## Exercise directions:
Return the lines that follow, exactly as they appear, from the first through the one containing "const SCROLLBAR = 15;"; no pictures are to be included.

╔══

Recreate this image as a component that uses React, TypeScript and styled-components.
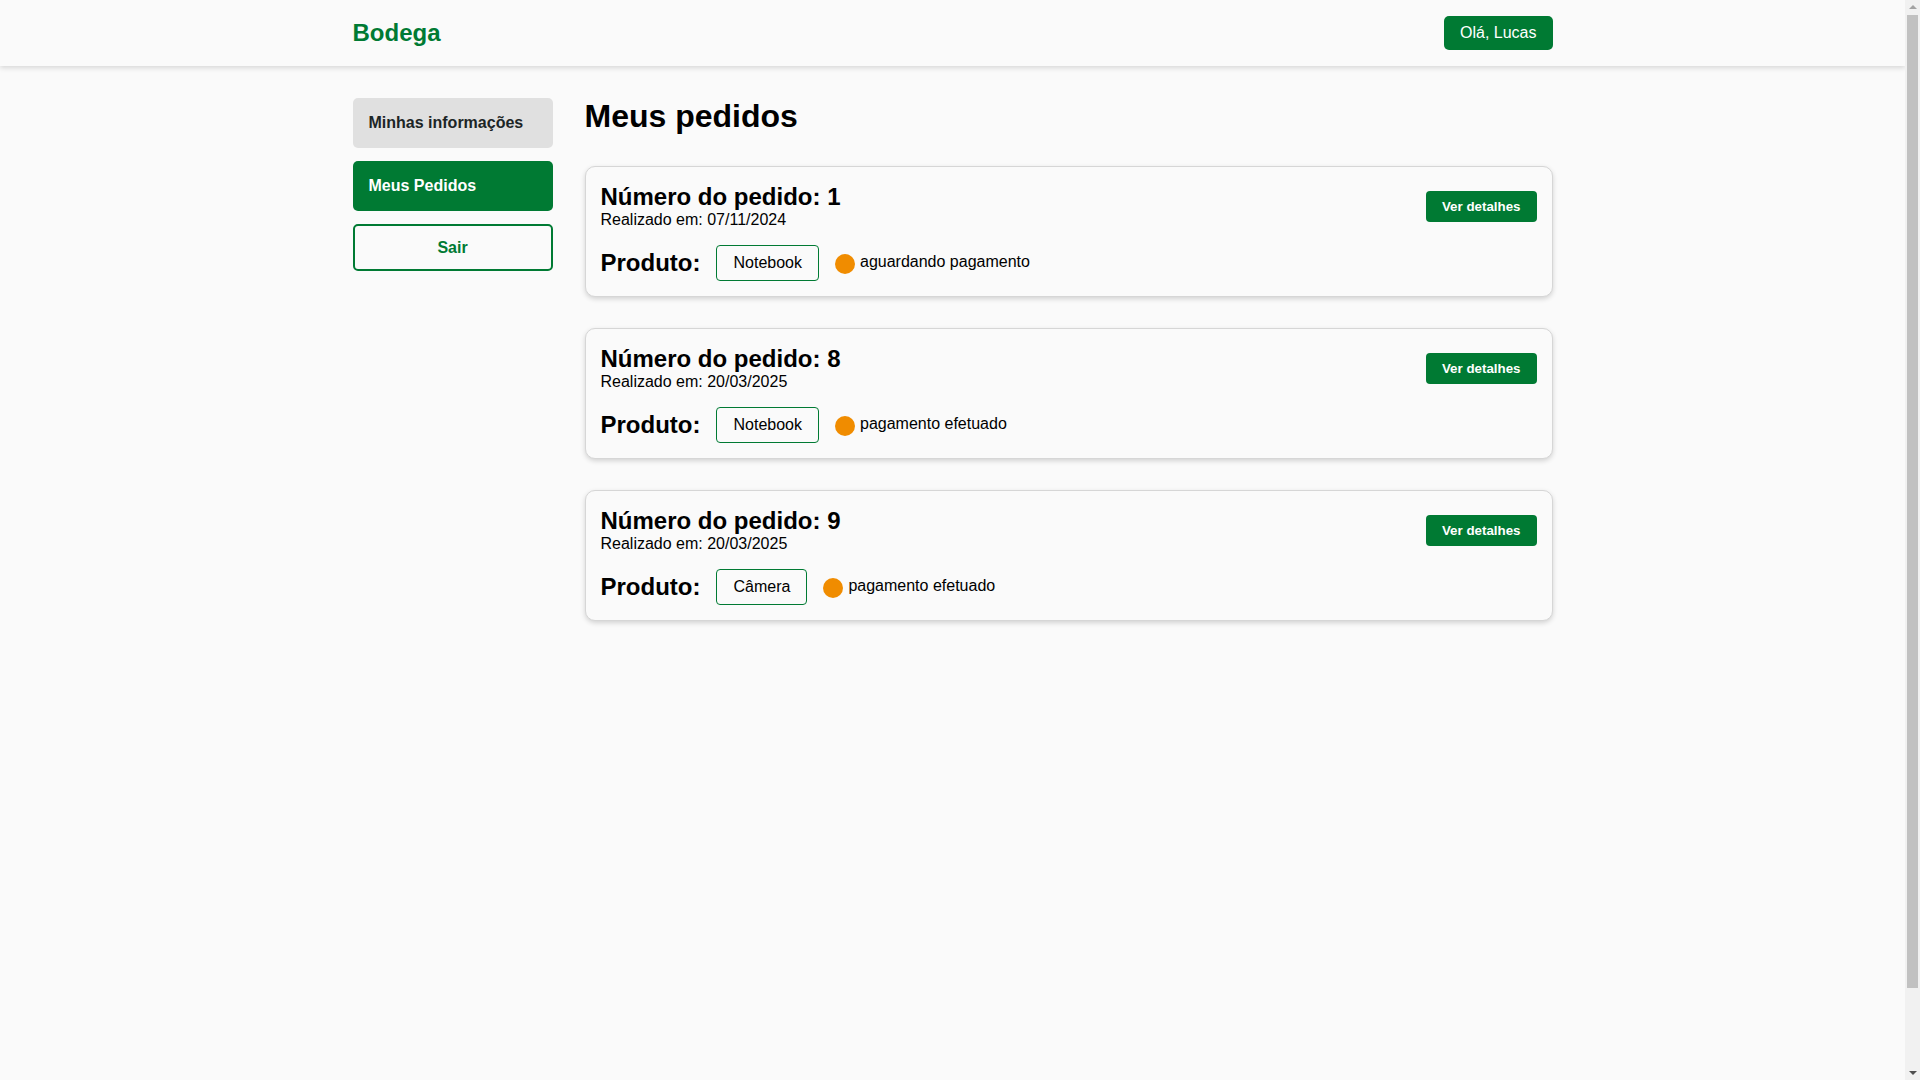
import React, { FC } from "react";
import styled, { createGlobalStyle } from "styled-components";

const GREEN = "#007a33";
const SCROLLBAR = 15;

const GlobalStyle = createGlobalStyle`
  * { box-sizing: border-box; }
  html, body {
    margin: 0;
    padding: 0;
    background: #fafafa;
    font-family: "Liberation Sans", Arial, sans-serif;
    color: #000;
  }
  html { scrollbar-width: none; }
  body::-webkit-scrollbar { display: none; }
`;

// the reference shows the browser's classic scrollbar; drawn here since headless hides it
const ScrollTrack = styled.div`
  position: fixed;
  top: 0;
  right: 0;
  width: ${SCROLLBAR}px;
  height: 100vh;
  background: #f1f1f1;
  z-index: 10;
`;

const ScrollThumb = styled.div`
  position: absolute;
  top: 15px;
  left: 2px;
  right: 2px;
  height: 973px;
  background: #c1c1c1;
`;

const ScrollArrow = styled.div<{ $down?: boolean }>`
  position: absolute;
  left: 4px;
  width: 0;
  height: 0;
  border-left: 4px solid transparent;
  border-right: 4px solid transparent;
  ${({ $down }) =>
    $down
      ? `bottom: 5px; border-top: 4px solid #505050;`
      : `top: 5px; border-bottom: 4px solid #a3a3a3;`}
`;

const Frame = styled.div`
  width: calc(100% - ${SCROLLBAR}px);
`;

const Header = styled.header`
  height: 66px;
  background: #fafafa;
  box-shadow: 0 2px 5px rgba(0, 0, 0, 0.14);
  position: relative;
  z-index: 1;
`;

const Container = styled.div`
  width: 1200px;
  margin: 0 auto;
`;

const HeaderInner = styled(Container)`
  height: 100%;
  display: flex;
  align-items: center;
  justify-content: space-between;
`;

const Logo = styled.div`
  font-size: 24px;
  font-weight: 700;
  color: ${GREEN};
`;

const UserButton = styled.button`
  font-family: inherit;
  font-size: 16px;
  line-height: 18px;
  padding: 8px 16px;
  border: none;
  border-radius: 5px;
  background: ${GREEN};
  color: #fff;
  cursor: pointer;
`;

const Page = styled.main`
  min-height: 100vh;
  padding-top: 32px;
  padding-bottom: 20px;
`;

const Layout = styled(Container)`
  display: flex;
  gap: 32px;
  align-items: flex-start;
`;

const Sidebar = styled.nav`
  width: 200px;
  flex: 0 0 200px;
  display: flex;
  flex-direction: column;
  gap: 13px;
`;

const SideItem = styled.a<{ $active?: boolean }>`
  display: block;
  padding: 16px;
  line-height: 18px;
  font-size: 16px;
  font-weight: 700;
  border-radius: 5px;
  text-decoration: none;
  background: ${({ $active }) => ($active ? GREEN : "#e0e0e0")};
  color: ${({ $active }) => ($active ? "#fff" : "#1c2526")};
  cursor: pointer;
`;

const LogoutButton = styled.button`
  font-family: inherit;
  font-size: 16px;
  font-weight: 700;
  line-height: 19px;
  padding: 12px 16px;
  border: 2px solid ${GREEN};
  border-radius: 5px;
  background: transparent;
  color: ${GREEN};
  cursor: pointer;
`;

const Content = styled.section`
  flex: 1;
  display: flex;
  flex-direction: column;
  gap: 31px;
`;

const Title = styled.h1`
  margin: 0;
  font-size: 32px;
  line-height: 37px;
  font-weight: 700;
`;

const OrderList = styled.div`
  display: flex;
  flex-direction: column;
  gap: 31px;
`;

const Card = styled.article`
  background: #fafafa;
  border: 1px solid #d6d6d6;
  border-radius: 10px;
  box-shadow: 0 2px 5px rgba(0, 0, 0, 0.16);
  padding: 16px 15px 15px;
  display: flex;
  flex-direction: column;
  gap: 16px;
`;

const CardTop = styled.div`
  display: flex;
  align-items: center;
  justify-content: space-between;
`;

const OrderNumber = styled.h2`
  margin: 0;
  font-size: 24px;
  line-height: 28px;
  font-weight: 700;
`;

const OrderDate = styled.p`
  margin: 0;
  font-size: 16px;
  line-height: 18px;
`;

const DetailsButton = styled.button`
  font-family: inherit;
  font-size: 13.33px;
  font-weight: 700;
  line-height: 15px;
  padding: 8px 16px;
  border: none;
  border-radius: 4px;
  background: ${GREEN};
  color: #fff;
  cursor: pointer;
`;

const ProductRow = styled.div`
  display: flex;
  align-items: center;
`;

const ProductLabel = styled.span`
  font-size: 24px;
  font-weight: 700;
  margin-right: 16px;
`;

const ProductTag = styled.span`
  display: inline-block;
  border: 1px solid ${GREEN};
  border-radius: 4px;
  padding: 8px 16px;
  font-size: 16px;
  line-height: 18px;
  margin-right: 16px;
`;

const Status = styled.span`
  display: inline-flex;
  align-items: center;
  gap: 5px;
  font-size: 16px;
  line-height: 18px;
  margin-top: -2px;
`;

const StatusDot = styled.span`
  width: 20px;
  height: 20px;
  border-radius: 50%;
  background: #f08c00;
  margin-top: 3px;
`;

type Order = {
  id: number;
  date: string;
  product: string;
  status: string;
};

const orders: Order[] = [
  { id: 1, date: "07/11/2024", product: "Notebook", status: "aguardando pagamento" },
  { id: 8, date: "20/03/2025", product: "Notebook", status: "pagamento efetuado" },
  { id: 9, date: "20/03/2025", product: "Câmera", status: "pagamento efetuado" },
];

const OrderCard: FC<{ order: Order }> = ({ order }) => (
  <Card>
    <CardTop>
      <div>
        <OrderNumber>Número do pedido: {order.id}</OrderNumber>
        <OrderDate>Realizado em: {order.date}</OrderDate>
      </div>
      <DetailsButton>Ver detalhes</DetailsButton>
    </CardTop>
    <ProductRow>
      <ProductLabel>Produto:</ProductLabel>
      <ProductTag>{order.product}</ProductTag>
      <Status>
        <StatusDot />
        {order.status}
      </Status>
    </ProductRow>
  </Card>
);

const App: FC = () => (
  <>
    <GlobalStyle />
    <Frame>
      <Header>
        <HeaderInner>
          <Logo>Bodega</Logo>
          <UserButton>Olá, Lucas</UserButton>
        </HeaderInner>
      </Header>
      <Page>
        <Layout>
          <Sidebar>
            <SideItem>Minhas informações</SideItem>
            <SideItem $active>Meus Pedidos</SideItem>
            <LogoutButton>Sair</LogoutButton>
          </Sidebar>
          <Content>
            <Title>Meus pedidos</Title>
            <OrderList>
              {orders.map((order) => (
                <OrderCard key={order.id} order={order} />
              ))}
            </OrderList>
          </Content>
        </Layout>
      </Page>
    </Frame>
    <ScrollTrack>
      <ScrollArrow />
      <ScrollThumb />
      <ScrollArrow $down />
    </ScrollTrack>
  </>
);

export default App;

╚══

## Worked answer:
Recreate this image as a component that uses React, TypeScript and styled-components.
import React, { FC } from "react";
import styled, { createGlobalStyle } from "styled-components";

const GREEN = "#007a33";
const SCROLLBAR = 15;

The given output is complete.